Using the same antenna, headphones and external wavetraps, proved once again the excellent performance available from a very small and simple hi-Q coil system ... a DX machine without huge coils and expensive Litz! A total of 51 stations were logged over a two-week period, one more than was heard with the CR-1 and with a few ‘almost’ heards still waiting for one of those really good propagation nights. Having the ability to adjust the coupling was very helpful and made some of the weaker stations a little easier to detect. Stations in RED are local strong signals while those in BLUE are skywave propagated DX signals:



Mounting one of my old HRO 'PN' vernier dials on the main tuning capacitor provided plenty of bandspread, with each dial division corresponding to ~ 2kHz. It was very easy to locate any given frequency within the broadcast band once the dial was calibrated.

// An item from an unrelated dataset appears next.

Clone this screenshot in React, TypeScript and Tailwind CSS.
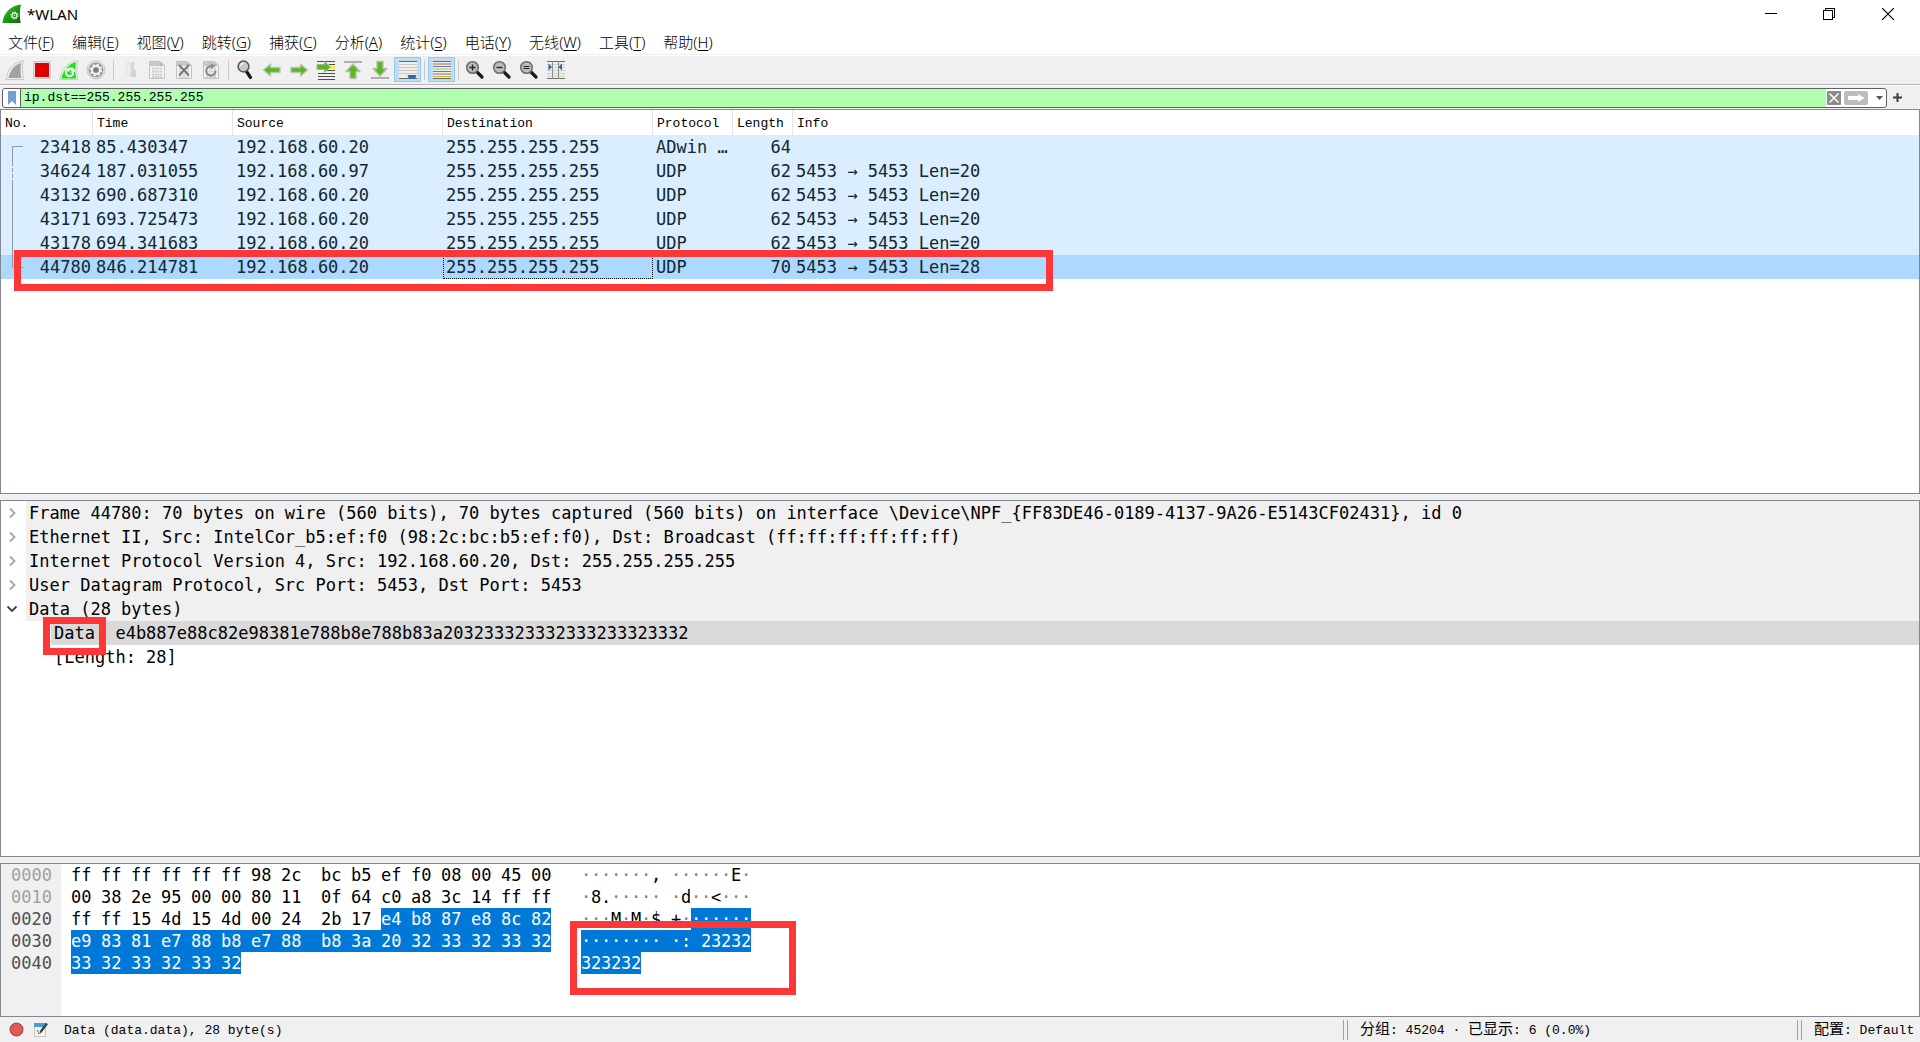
import React from "react";

const MONO = "font-['Liberation_Mono','Noto_Sans_CJK_SC',monospace]";
const PACKET = "font-['DejaVu_Sans_Mono','Liberation_Mono',monospace]";

const menus: [string, string][] = [
  ["文件", "F"],
  ["编辑", "E"],
  ["视图", "V"],
  ["跳转", "G"],
  ["捕获", "C"],
  ["分析", "A"],
  ["统计", "S"],
  ["电话", "Y"],
  ["无线", "W"],
  ["工具", "T"],
  ["帮助", "H"],
];

const packets = [
  ["23418", "85.430347", "192.168.60.20", "255.255.255.255", "ADwin …", "64", ""],
  ["34624", "187.031055", "192.168.60.97", "255.255.255.255", "UDP", "62", "5453 → 5453 Len=20"],
  ["43132", "690.687310", "192.168.60.20", "255.255.255.255", "UDP", "62", "5453 → 5453 Len=20"],
  ["43171", "693.725473", "192.168.60.20", "255.255.255.255", "UDP", "62", "5453 → 5453 Len=20"],
  ["43178", "694.341683", "192.168.60.20", "255.255.255.255", "UDP", "62", "5453 → 5453 Len=20"],
  ["44780", "846.214781", "192.168.60.20", "255.255.255.255", "UDP", "70", "5453 → 5453 Len=28"],
];

const details = [
  { open: false, text: "Frame 44780: 70 bytes on wire (560 bits), 70 bytes captured (560 bits) on interface \\Device\\NPF_{FF83DE46-0189-4137-9A26-E5143CF02431}, id 0" },
  { open: false, text: "Ethernet II, Src: IntelCor_b5:ef:f0 (98:2c:bc:b5:ef:f0), Dst: Broadcast (ff:ff:ff:ff:ff:ff)" },
  { open: false, text: "Internet Protocol Version 4, Src: 192.168.60.20, Dst: 255.255.255.255" },
  { open: false, text: "User Datagram Protocol, Src Port: 5453, Dst Port: 5453" },
  { open: true, text: "Data (28 bytes)" },
];

const SELECTED_FROM = 42;
const dump = [
  { offset: "0000", dim: true, hex: "ff ff ff ff ff ff 98 2c bc b5 ef f0 08 00 45 00", ascii: "·······,······E·" },
  { offset: "0010", dim: true, hex: "00 38 2e 95 00 00 80 11 0f 64 c0 a8 3c 14 ff ff", ascii: "·8.······d··<···" },
  { offset: "0020", dim: false, hex: "ff ff 15 4d 15 4d 00 24 2b 17 e4 b8 87 e8 8c 82", ascii: "···M·M·$+·······" },
  { offset: "0030", dim: false, hex: "e9 83 81 e7 88 b8 e7 88 b8 3a 20 32 33 32 33 32", ascii: "·········: 23232" },
  { offset: "0040", dim: false, hex: "33 32 33 32 33 32", ascii: "323232" },
];

function FinGrey() {
  return (
    <svg width="20" height="20" viewBox="0 0 20 20">
      <path d="M1 19.500C2 10 8 2 18.500.8c-1.800 5.500-1.600 12 .5 18.700z" fill="#efefef" stroke="#c9c9c9" />
      <path d="M3.500 18C5 10.500 9.500 4.600 16.200 2.700c-1 5-1 10 .3 15.300z" fill="#a2a2a2" />
    </svg>
  );
}

function Stop() {
  return (
    <svg width="20" height="20" viewBox="0 0 20 20">
      <rect x="1.500" y="1.500" width="17" height="17" fill="#e2e2e2" stroke="#c8c8c8" />
      <rect x="3" y="3" width="14" height="14" fill="#dd0000" />
    </svg>
  );
}

function FinGreen() {
  return (
    <svg width="20" height="20" viewBox="0 0 20 20">
      <path d="M1 19.500C2 10 8 2 19 .8c-1.800 5.500-1.600 12 0 18.700z" fill="#eaf6e7" stroke="#c3cfc0" />
      <path d="M2.500 18.500C4 10.500 9.500 3.600 17 2.200c-1 5-1 11 .3 16.300z" fill="#23e01c" />
      <path d="M7.500 10.500a3.600 3.600 0 0 0 2 5.500 3.800 3.800 0 0 0 4.800-3" fill="none" stroke="#fff" strokeWidth="1.900" />
      <path d="M5.500 9.500 10 7.500l.5 4.500z M10.500 7.500l3.500.2a4 4 0 0 1 2 4l-2 1.300-3-.5 1.800-.8a2 2 0 0 0-2.300-1.700z" fill="#fff" />
    </svg>
  );
}

function Gear() {
  return (
    <svg width="20" height="20" viewBox="0 0 20 20">
      <circle cx="10" cy="10" r="9" fill="#ececec" stroke="#c4c4c4" />
      <circle cx="10" cy="10" r="7.500" fill="#969696" />
      <circle cx="10" cy="10" r="4" fill="none" stroke="#f6f6f6" strokeWidth="2" />
      <circle cx="10" cy="10" r="5.600" fill="none" stroke="#f6f6f6" strokeWidth="1.400" strokeDasharray="2.200 2.200" />
      <circle cx="10" cy="10" r="2.400" fill="#808080" />
    </svg>
  );
}

function OpenFile() {
  return (
    <svg width="20" height="20" viewBox="0 0 20 20">
      <path d="M5 2h9v8h2v7h-6l-4-2z" fill="#e3e3e3" />
      <path d="M12 2h2v8h2v7h-5z" fill="#d4d4d4" />
      <path d="M5 2l5 1.500V18l-5-2z" fill="#ebebeb" />
    </svg>
  );
}

function Sheet({ children }: { children?: React.ReactNode }) {
  return (
    <svg width="20" height="20" viewBox="0 0 20 20">
      <path d="M2.500 1.500h11l4 4v13h-15z" fill="#f3f3f3" stroke="#c2c2c2" />
      <path d="M3 2h10v4H3z" fill="#c9c9c9" />
      <path d="M13 2v4h4z" fill="#b2b2b2" />
      <path d="M5 8.500h10M5 11.500h10M5 14.500h10M5 17h10" stroke="#cfcfcf" strokeWidth="1.800" strokeDasharray="2 .7" />
      {children}
    </svg>
  );
}

function Glass({ mark }: { mark: string }) {
  return (
    <svg width="20" height="20" viewBox="0 0 20 20">
      <path d="M11.500 11.500l5.500 5.500" stroke="#1a1a1a" strokeWidth="3.200" strokeLinecap="round" />
      <circle cx="7.500" cy="7.500" r="5.800" fill="#bdbdbd" stroke="#6a6a6a" strokeWidth="1.500" />
      {mark === "+" && <path d="M4.500 7.500h6M7.500 4.500v6" stroke="#222" strokeWidth="1.300" />}
      {mark === "-" && <path d="M4.500 7.500h6" stroke="#222" strokeWidth="1.300" />}
      {mark === "=" && <path d="M4.500 6.500h6M4.500 8.500h6" stroke="#222" strokeWidth="1.200" />}
    </svg>
  );
}

function Find() {
  return (
    <svg width="20" height="20" viewBox="0 0 20 20">
      <path d="M11.500 11.500l4 6" stroke="#1a1a1a" strokeWidth="3.200" strokeLinecap="round" />
      <circle cx="8.500" cy="6.500" r="5.400" fill="#c8c8c8" stroke="#555" strokeWidth="1.500" />
      <path d="M5.500 6a3 3 0 0 1 3-2.500" fill="none" stroke="#fff" strokeWidth="1.200" />
    </svg>
  );
}

function Back() {
  return (
    <svg width="20" height="20" viewBox="0 0 20 20">
      <path d="M1.500 10 8.500 4v3.500H18v5H8.500V16z" fill="#58b81c" stroke="#b9c4b2" strokeWidth="1.400" strokeLinejoin="round" />
    </svg>
  );
}

function Forward() {
  return (
    <svg width="20" height="20" viewBox="0 0 20 20">
      <path d="M18.500 10 11.500 4v3.500H2v5h9.500V16z" fill="#58b81c" stroke="#b9c4b2" strokeWidth="1.400" strokeLinejoin="round" />
    </svg>
  );
}

function GoTo() {
  return (
    <svg width="20" height="20" viewBox="0 0 20 20">
      <path d="M1 1.500h18M2 13.500h17M2 16.500h17M2 19.500h17M13 4.500h6M11 10.500h8" stroke="#4a4f50" strokeWidth="1" />
      <path d="M14 7.500h5" stroke="#fce94f" strokeWidth="3" />
      <path d="M14.500 7 8.500 1.500v3H1v5h7.500v3z" fill="#58b81c" stroke="#a5b59a" strokeLinejoin="round" />
    </svg>
  );
}

function Top() {
  return (
    <svg width="20" height="20" viewBox="0 0 20 20">
      <path d="M1 2h18" stroke="#b0b0b0" strokeWidth="2" />
      <path d="M10 4 3 11.500h4v7h6v-7h4z" fill="#58b81c" stroke="#b4c0ac" strokeWidth="1.400" strokeLinejoin="round" />
    </svg>
  );
}

function Bottom() {
  return (
    <svg width="20" height="20" viewBox="0 0 20 20">
      <path d="M1 18h18" stroke="#b0b0b0" strokeWidth="2" />
      <path d="M10 16 3 8.500h4v-7h6v7h4z" fill="#58b81c" stroke="#b4c0ac" strokeWidth="1.400" strokeLinejoin="round" />
    </svg>
  );
}

function AutoScroll() {
  return (
    <svg width="20" height="20" viewBox="0 0 20 20">
      <path d="M1 1h18v18H1z" fill="#eeeeec" />
      <path d="M1 1.500h18M1 18.500h18" stroke="#666864" />
      <path d="M1 4.500h18M1 7.500h18M1 10.500h18M1 13.500h18" stroke="#c8c9c5" />
      <path d="M9.500 15h9l-1.500 4h-6z" fill="#3465a4" />
    </svg>
  );
}

function Colorize() {
  return (
    <svg width="20" height="20" viewBox="0 0 20 20">
      <path d="M1 1h18v18H1z" fill="#eeeeec" />
      <path d="M1 1.500h18M1 18.500h18" stroke="#666864" />
      <path d="M1 4h18" stroke="#f04848" />
      <path d="M1 6.500h18" stroke="#5580b8" />
      <path d="M1 9h18" stroke="#86d838" />
      <path d="M1 11.500h18" stroke="#5580b8" />
      <path d="M1 14h18" stroke="#8d6c93" />
      <path d="M1 16.500h18" stroke="#d0b020" />
    </svg>
  );
}

function ResizeColumns() {
  return (
    <svg width="20" height="20" viewBox="0 0 20 20">
      <path d="M1 1h18v18H1z" fill="#eeeeec" />
      <path d="M1 4.500h18M1 7.500h18M1 10.500h18M1 13.500h18M1 16h18" stroke="#cfd0cc" />
      <path d="M1 1.500h18M1 18.500h18" stroke="#666864" />
      <path d="M6.500 1v18M12.500 1v18" stroke="#8d8f8b" />
      <path d="M2.500 3.500 6 7l-3.500 3.500zM16 3.500 12.500 7l3.500 3.500z" fill="#2d62b0" />
    </svg>
  );
}

type Tool = { label: string; icon: React.ReactNode; on?: boolean } | null;

const tools: Tool[] = [
  { label: "开始捕获", icon: <FinGrey /> },
  { label: "停止捕获", icon: <Stop /> },
  { label: "重新开始捕获", icon: <FinGreen /> },
  { label: "捕获选项", icon: <Gear /> },
  null,
  { label: "打开", icon: <OpenFile /> },
  { label: "保存", icon: <Sheet /> },
  {
    label: "关闭",
    icon: (
      <Sheet>
        <path d="M5 5l10 10.500M15 5L5 15.500" stroke="#777" strokeWidth="1.900" />
      </Sheet>
    ),
  },
  {
    label: "重新加载",
    icon: (
      <Sheet>
        <path d="M14.500 10.500a4.700 4.700 0 1 1-3-4" fill="none" stroke="#8a8a8a" strokeWidth="2" />
        <path d="M9.500 3.500l5 2.500-4.500 3z" fill="#8a8a8a" />
      </Sheet>
    ),
  },
  null,
  { label: "查找", icon: <Find /> },
  { label: "后退", icon: <Back /> },
  { label: "前进", icon: <Forward /> },
  { label: "转到分组", icon: <GoTo /> },
  { label: "首个分组", icon: <Top /> },
  { label: "最新分组", icon: <Bottom /> },
  { label: "自动滚动", icon: <AutoScroll />, on: true },
  null,
  { label: "着色", icon: <Colorize />, on: true },
  null,
  { label: "放大", icon: <Glass mark="+" /> },
  { label: "缩小", icon: <Glass mark="-" /> },
  { label: "正常大小", icon: <Glass mark="=" /> },
  { label: "调整列宽", icon: <ResizeColumns /> },
];

function TitleBar() {
  return (
    <header className="flex h-7 shrink-0 items-center bg-white pl-0.5">
      <svg width="20" height="20" viewBox="0 0 20 20">
        <defs>
          <linearGradient id="fin" x1="0" y1="0" x2="1" y2="1">
            <stop offset="0" stopColor="#5fc34a" />
            <stop offset=".5" stopColor="#1f9a12" />
            <stop offset="1" stopColor="#0c6a08" />
          </linearGradient>
        </defs>
        <path d="M.5 19C1 10 8 1.500 19 .5c-1.500 6-1.500 12-.3 18.500z" fill="url(#fin)" />
        <circle cx="12.500" cy="11.500" r="2.500" fill="none" stroke="#dff3da" strokeWidth="1.300" />
        <circle cx="12.500" cy="11.500" r="3.600" fill="none" stroke="#dff3da" strokeDasharray="1.300 1.500" />
        <circle cx="12.500" cy="11.500" r=".8" fill="#dff3da" />
      </svg>
      <h1 className="ml-[5px] flex-1 text-[15px] leading-5">*WLAN</h1>
      <div className="flex self-stretch pr-0.5">
        <button aria-label="最小化" className="flex w-[58px] items-center justify-center">
          <svg width="12" height="12" viewBox="0 0 12 12"><path d="M0 5.500h12" stroke="#000" /></svg>
        </button>
        <button aria-label="还原" className="flex w-[58px] items-center justify-center">
          <svg width="12" height="12" viewBox="0 0 12 12" shapeRendering="crispEdges">
            <path d="M.5 2.500h9v9h-9zM2.500 2.500v-2h9v9h-2" fill="none" stroke="#000" />
          </svg>
        </button>
        <button aria-label="关闭窗口" className="flex w-[60px] items-center justify-center">
          <svg width="12" height="12" viewBox="0 0 12 12"><path d="M0 0l12 12M12 0L0 12" stroke="#000" strokeWidth="1.200" /></svg>
        </button>
      </div>
    </header>
  );
}

function MenuBar() {
  return (
    <nav className="flex h-[27px] shrink-0 items-center gap-[18px] border-b border-[#f0f0f0] bg-white pb-px pl-2 pt-0.5 text-[15px] font-light leading-5">
      {menus.map(([name, key]) => (
        <button key={key} className="whitespace-nowrap">
          {name}(<u className="underline-offset-2">{key}</u>)
        </button>
      ))}
    </nav>
  );
}

function ToolBar() {
  return (
    <div role="toolbar" className="mt-px flex h-[29px] shrink-0 items-start border-b border-[#b4b4b4] bg-[#f0f0f0] pl-0.5 pt-px">
      {tools.map((t, i) =>
        t === null ? (
          <div key={i} className="flex w-[7px] justify-center pt-[3px]">
            <div className="h-5 w-px bg-[#c8c8c8]" />
          </div>
        ) : (
          <button
            key={i}
            aria-label={t.label}
            aria-pressed={t.on}
            className={
              t.on
                ? "flex h-[25px] w-[27px] items-start border border-[#90c8f6] bg-[#c0dcf3] pl-[3px] pt-0.5"
                : "flex h-[25px] w-[27px] items-start pl-[3px] pt-[3px]"
            }
          >
            {t.icon}
          </button>
        )
      )}
    </div>
  );
}

function FilterBar() {
  return (
    <div className="flex h-6 shrink-0 items-center border-t border-white bg-[#f0f0f0] pl-0.5">
      <div className="flex h-5 flex-1 items-stretch overflow-hidden rounded-[3px] border border-[#5f6165] bg-white">
        <button aria-label="书签" className="flex w-[18px] items-center justify-center border-r border-[#5f6165]">
          <svg width="8" height="14" viewBox="0 0 8 14"><path d="M0 0h8v14L4 10l-4 4z" fill="#729fcf" /></svg>
        </button>
        <input
          aria-label="显示过滤器"
          defaultValue="ip.dst==255.255.255.255"
          className={`${MONO} min-w-0 flex-1 bg-[#afffaf] pl-[3px] text-[13px] text-black outline-none`}
        />
        <div className="flex items-center gap-[3px] pl-px">
          <button aria-label="清除">
            <svg width="14" height="14" viewBox="0 0 14 14">
              <rect width="14" height="14" rx="1" fill="#8b8d88" />
              <path d="M2.500 2.500l9 9M11.500 2.500l-9 9" stroke="#fff" strokeWidth="1.500" />
            </svg>
          </button>
          <button aria-label="应用">
            <svg width="24" height="14" viewBox="0 0 24 14">
              <rect width="24" height="14" rx="2" fill="#babdb9" />
              <path d="M4 5h10V3l6.500 4-6.500 4V9H4z" fill="#fff" />
            </svg>
          </button>
          <button aria-label="历史" className="flex w-[15px] items-center justify-end pr-[3px]">
            <svg width="7" height="4" viewBox="0 0 7 4"><path d="M0 0h7L3.500 4z" fill="#555" /></svg>
          </button>
        </div>
      </div>
      <button aria-label="添加" className="flex w-[33px] pl-1.5">
        <svg width="9" height="9" viewBox="0 0 9 9"><path d="M0 4.500h9M4.500 0v9" stroke="#3c3c3c" strokeWidth="2" /></svg>
      </button>
    </div>
  );
}

function PacketList() {
  return (
    <section className="relative flex-[383] border border-[#828790] bg-white">
      <table className="w-full table-fixed border-separate border-spacing-0">
        <colgroup>
          <col className="w-[92px]" />
          <col className="w-[140px]" />
          <col className="w-[210px]" />
          <col className="w-[210px]" />
          <col className="w-[80px]" />
          <col className="w-[60px]" />
          <col />
        </colgroup>
        <thead>
          <tr className={`${MONO} h-[25px] text-left text-[13px] leading-5`}>
            {["No.", "Time", "Source", "Destination", "Protocol", "Length", "Info"].map((h) => (
              <th key={h} className="border-r border-[#e5e5e5] pb-0 pl-1 pt-0.5 font-normal last:border-r-0">
                {h}
              </th>
            ))}
          </tr>
        </thead>
        <tbody className={`${PACKET} text-[17px] leading-6 text-[#12272e]`}>
          {packets.map((p, r) => (
            <tr key={p[0]} className={r === 5 ? "h-6 bg-[#add8ff]" : "h-6 bg-[#daeeff]"}>
              {p.map((c, i) => (
                <td
                  key={i}
                  className={
                    i === 0 || i === 5
                      ? "whitespace-nowrap pr-0.5 text-right"
                      : r === 5 && i === 3
                        ? "whitespace-nowrap pl-[3px] outline-1 -outline-offset-1 outline-dotted outline-black"
                        : "whitespace-nowrap pl-[3px]"
                  }
                >
                  {c}
                </td>
              ))}
            </tr>
          ))}
        </tbody>
      </table>
      <svg className="absolute left-[11px] top-9" width="11" height="132" viewBox="0 0 11 132" fill="none" stroke="#8a9aa6">
        <path d="M11 .5H.5V16M.5 38v83.500H11" />
        <path d="M.5 16v22" strokeDasharray="4 2" />
      </svg>
      <div className="absolute left-[13px] top-[140px] h-[41px] w-[1039px] border-[7px] border-[#fc3737]" />
    </section>
  );
}

function Details() {
  return (
    <section className={`${PACKET} relative flex-[355] border border-[#828790] bg-white text-[17px] leading-6 text-black`}>
      {details.map((d) => (
        <div key={d.text} className="flex h-6">
          <button aria-label={d.open ? "折叠" : "展开"} className="flex w-[25px] items-center pl-[5px]">
            <svg width="12" height="12" viewBox="0 0 12 12" fill="none" strokeWidth="1.800">
              {d.open ? <path d="M1.500 3.500 6 8l4.500-4.500" stroke="#404040" /> : <path d="M4 1.500 8.500 6 4 10.500" stroke="#a6a6a6" />}
            </svg>
          </button>
          <div className="flex-1 whitespace-pre bg-[#f0f0f0] pl-[3px]">{d.text}</div>
        </div>
      ))}
      <div className="ml-[50px] h-6 bg-[#d9d9d9] pl-[3px]">Data: e4b887e88c82e98381e788b8e788b83a203233323332333233323332</div>
      <div className="ml-[50px] h-6 pl-[3px]">[Length: 28]</div>
      <div className="absolute left-[42px] top-[116px] h-[38px] w-[63px] border-[7px] border-[#fc3737]" />
    </section>
  );
}

function Bytes() {
  return (
    <section className={`${PACKET} relative flex flex-[152] border border-[#828790] bg-white text-[17px] leading-[22px] text-black`}>
      <div className="w-[60px] bg-[#f0f0f0] pl-2.5">
        {dump.map((d) => (
          <div key={d.offset} className={d.dim ? "h-[22px] text-[#a0a0a0]" : "h-[22px] text-[#505050]"}>
            {d.offset}
          </div>
        ))}
      </div>
      <div className="ml-2.5 w-[510px]">
        {dump.map((d, r) => (
          <div key={d.offset} className="flex h-[22px]">
            {d.hex.split(" ").map((b, i, all) => {
              const sel = r * 16 + i >= SELECTED_FROM;
              const width = i === all.length - 1 ? "w-5" : i === 7 ? "w-10" : "w-[30px]";
              return (
                <span key={i} className={sel ? `${width} bg-[#0078d7] text-white` : width}>
                  {b}
                </span>
              );
            })}
          </div>
        ))}
      </div>
      <div>
        {dump.map((d, r) => (
          <div key={d.offset} className="flex h-[22px]">
            {d.ascii.split("").map((c, i) => {
              const sel = r * 16 + i >= SELECTED_FROM;
              const width = i === 7 ? "w-5" : "w-2.5";
              const tone = sel ? "bg-[#0078d7] text-white" : c === "·" ? "text-[#808080]" : "";
              return (
                <span key={i} className={`${width} ${tone} whitespace-pre`}>
                  {c}
                </span>
              );
            })}
          </div>
        ))}
      </div>
      <div className="absolute left-[569px] top-[57px] h-[74px] w-[226px] border-[7px] border-[#fc3737]" />
    </section>
  );
}

function Grip() {
  return <div className="h-5 w-[5px] border-x border-[#a0a0a0]" />;
}

function StatusBar() {
  return (
    <footer className={`${MONO} flex h-[25px] shrink-0 items-center whitespace-pre bg-[#f0f0f0] text-[13px] leading-5`}>
      <button aria-label="专家信息" className="ml-[9px]">
        <svg width="15" height="15" viewBox="0 0 15 15">
          <circle cx="7.500" cy="7.500" r="6.500" fill="#e05a5a" stroke="#a83a3a" />
        </svg>
      </button>
      <button aria-label="捕获文件注释" className="ml-2.5">
        <svg width="15" height="16" viewBox="0 0 15 16">
          <rect x=".5" y="1.500" width="11" height="13" fill="#f6f6f4" stroke="#c5c5c0" />
          <rect x="0" y="1" width="12" height="4" fill="#4a9ad8" />
          <path d="M3 8l2.500 4 2-3" fill="none" stroke="#555" />
          <path d="M13 1.500 6.500 10" stroke="#3c4244" strokeWidth="2.400" />
        </svg>
      </button>
      <span className="ml-[15px] flex-1 pt-0.5">Data (data.data), 28 byte(s)</span>
      <Grip />
      <span className="ml-3 w-[437px] pt-0.5">
        <span className="text-[15px]">分组</span>: 45204 · <span className="text-[15px]">已显示</span>: 6 (0.0%)
      </span>
      <Grip />
      <button className="ml-3 w-[106px] pt-0.5 text-left">
        <span className="text-[15px]">配置</span>: Default
      </button>
    </footer>
  );
}

export default function App() {
  return (
    <div className="flex h-screen flex-col overflow-hidden bg-white font-['Noto_Sans','Noto_Sans_CJK_SC',sans-serif] text-black">
      <TitleBar />
      <MenuBar />
      <ToolBar />
      <FilterBar />
      <main className="flex min-h-0 flex-1 flex-col gap-1.5 bg-[#f0f0f0]">
        <PacketList />
        <Details />
        <Bytes />
      </main>
      <StatusBar />
    </div>
  );
}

Soon after, I ran across a post by Zoltan Pap on Facebook’s ‘Crystal Set Radio Group’, describing his unique use of an old 455kHz I.F. transformer in a crystal tuner. I thought this was a rather brilliant idea and dug out an old I.F. can from the junkbox to see what it might offer.



The old I.F. can had two litz-wound (10 strand) tank coils, fixed in place over two adjustable ferrite slug cores ... in reality, something very similar to the, now very difficult to find, ferrite loopsticks used above.

The two inductors measured out at ~ 700uH - 1.1mH as the slugs were tuned from one end to the other. I was aiming for something close to the inductance used in the two CR-1 tank coils ... approximately 380uH.




A sufficient number of turns were removed from both coils to yield the needed inductance and both coils on the CR-1 breadboard clone were replaced with the old I.F. can coils.






In just a few minutes of tuning through the band, it was very easy to hear and separate all 16 local stations (RED in the above log). A few hours after sunset (on a not-so-good night) yielded quick copy of KPOJ (620kHz) in Portland, Oregon (231 miles) as well as CHED (630kHz) in Edmonton, Alberta (534 miles), demonstrating that even this old 1940's I.F. can could be turned into a crystal radio DX machine!

I don't believe the 'Q' of this pair of coils is very high, compared with the smaller loopstick, as its selectivity appears to drop off above 1000kHz. I'll try separating the form into two halves so that the coupling can be adjusted. The experiment is still under way but if you want to play and can't lay your hands on the pricey loopsticks, old I.F. cans are often much easier to find and probably a lot cheaper.

4 comments:

Anonymous said...

Love seeing this sort of ingenuity when materials and parts from decades ago are next to impossible to find.
BTW, I used a slug-tuned crystal set and a long wire antenna when I was a HS student in Burns Lake eons ago. It was the only way to listen to rock n roll-- KOL and CKWX, as I recall--in a place with only a CBC repeater station.

Anonymous said...

This brings back memories. RadShack once had a store in the Shelbourne St. K-Mart plaza. About 1972-3 I bought a loopstick coil to make a simple radio. It looked very much like the coil in your blog. RS sold a germanium transistor and a miniature film 365 uuF variable to go with it.

I wired the parts on pressed wood pegboard, and found my receiver had no selectivity. Every station in Victoria was received. Not sure what I had done wrong - no doubt many mistakes. I don't recall what antenna I was using, maybe a 30 foot random wire. The ground was the copperclad rod sold by RS that I used with my Globe Patrol superregen RX.

The only remnants I've saved from the project are some 9V battery snaps in a drawer. However the UBC club's inherited radio junkbox may have some loopsticks of the same or similar type.

I also have a National dial exactly like yours saved away from early Hamsoc times. Wondering now if it came from the same source as yours... the Point Grey radio station, which donated much junk to Hamsoc, or maybe it was Satellite Electronics.

Dan VE7DES

Steve McDonald said...

Hi Dan. I hope you can dig out some of those old loopsticks as they are pretty hard to find nowadays. The key to selectivity is the coupled antenna tuner (series tuned) as it makes a huge difference. My PN dials came from local hamfests mostly and one on e-bay that was too cheap to pass up ... back when Canada Post didn’t force you to take out a bank loan to pay for shipping.

Anonymous said...


That rocket radio triggered a fond memory of a unique crystal set I had around 1960. It was made to resemble a "satellite". It was a round yellow sphere... somewhat larger than a baseball. It had "legs" in a tripod arrangement, so it could sit without rolling away. Out of the top of the sphere, was a threaded brass rod with a red ball attached at the end. That was for tuning. Out from the ball were two "wires". One was the crystal heaphone pair, the other was a length of wire that had an alligator clip on the end, which served as the antenna connection. I remember clipping that wire to the metal wire frame (it held the shade in place) of a table lamp, next to the incandescent light bulb. I could sit in a chair along-side the lamp and listen to local radio. I could tune the radio by twisting the red knob... permeability tuning.

I wish I still had that unique little radio. Of course, like most of us experimenters, I ended up taking it apart for whatever reason seemed good at the time, and the rest of its story is lost to memory.